The "South Carolina Fetal Heartbeat and Protection from Abortion Act," also known as the "Fetal Heartbeat Act," was signed into law by Gov. Henry McMaster (R) in February. Similar to a new law in Texas, S.B. 8, the Fetal Heartbeat Act prohibits abortions upon detection of fetal cardiac activity, which occurs roughly at six weeks of pregnancy. 

Immediately after the Act went into effect, Planned Parenthood challenged it. In the lawsuit, Planned Parenthood South Atlantic, et al. v. Wilson, et al., a federal judge from the United States District Court for the District of South Carolina granted a preliminary injunction blocking it from continuing to take effect. In response, McMaster filed an appeal with the Fourth Circuit Court of Appeals in Virginia, which has jurisdiction over the South Carolina district courts. 

The amicus brief filed by the state attorneys general was likely prompted by other abortion legislation popping up across the country, such as S.B. 8 in Texas and the impending Supreme Court case, Dobbs vs. Jackson Women's Health Organization, which surrounds the constitutionality of a Mississippi abortion ban at 15 weeks. Announced yesterday, the Court is scheduled to hear arguments for Dobbs beginning Dec. 1, which could potentially alter the future of the precedents set by Roe v. Wade and Planned Parenthood v.
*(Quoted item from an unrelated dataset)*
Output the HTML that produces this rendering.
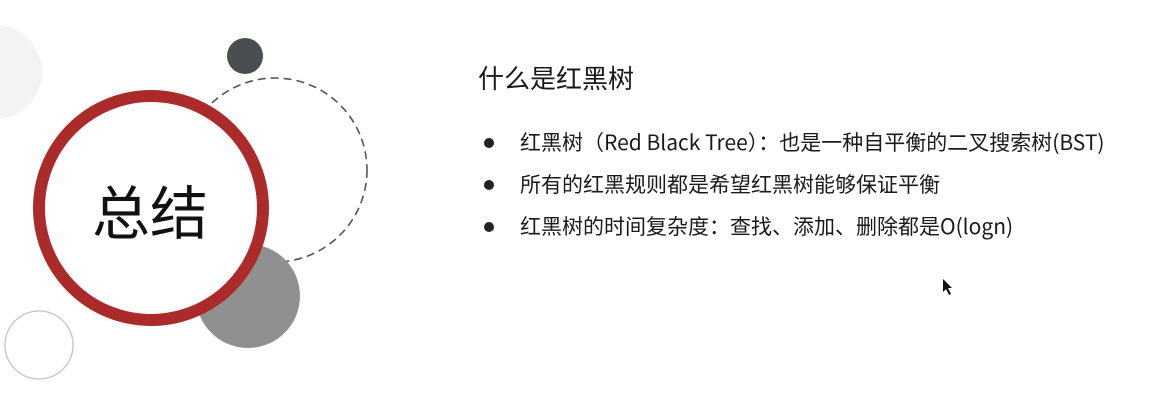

Casey.

"The Act is among those state laws that, although enacted under the guise of protecting women’s health, actually undermines healthcare," the brief reads. "Although the Act purports to promote the interests of 'the health of the pregnant woman,' it eliminates access to safe and legal abortions, which leads to worse health outcomes for pregnant people and negatively impacts healthcare overall."

In addition to being described as "blatantly unconstitutional," the attorneys general stated that "[p]re-viability bans on abortion do much more than just place obstacles in front of people trying to obtain abortion care. They harm healthcare overall by creating serious spillover effects that make it more difficult to obtain proper care for other needs[.]"

The 21 attorneys general who signed the brief hail from several heavily blue states. They are the following; Virginia, California, Nevada, Colorado, New Jersey, Connecticut, New Mexico, Hawaii, New York, Illinois, Oregon, Maine, Maryland, Pennsylvania, Rhode Island, Vermont, Minnesota, Michigan, Massachusetts, Washington, and Washington, D.C. 

"South Carolina's restrictive abortion laws will cause many of its citizens to seek abortion care in Amici States – potentially straining their healthcare systems. In light of similarly restrictive legislation being passed across the country, the collective impact of such laws harms healthcare on a nationwide scale," the brief reads. "If access to safe and lawful abortions were further banned in large geographic portions of the country, it would create vast 'abortion deserts' in which access to abortion care may be unobtainable for many people due to the obstacles created by the sheer distance from lawful abortion care. The inevitable result is that some individuals will be forced to carry pregnancies to term."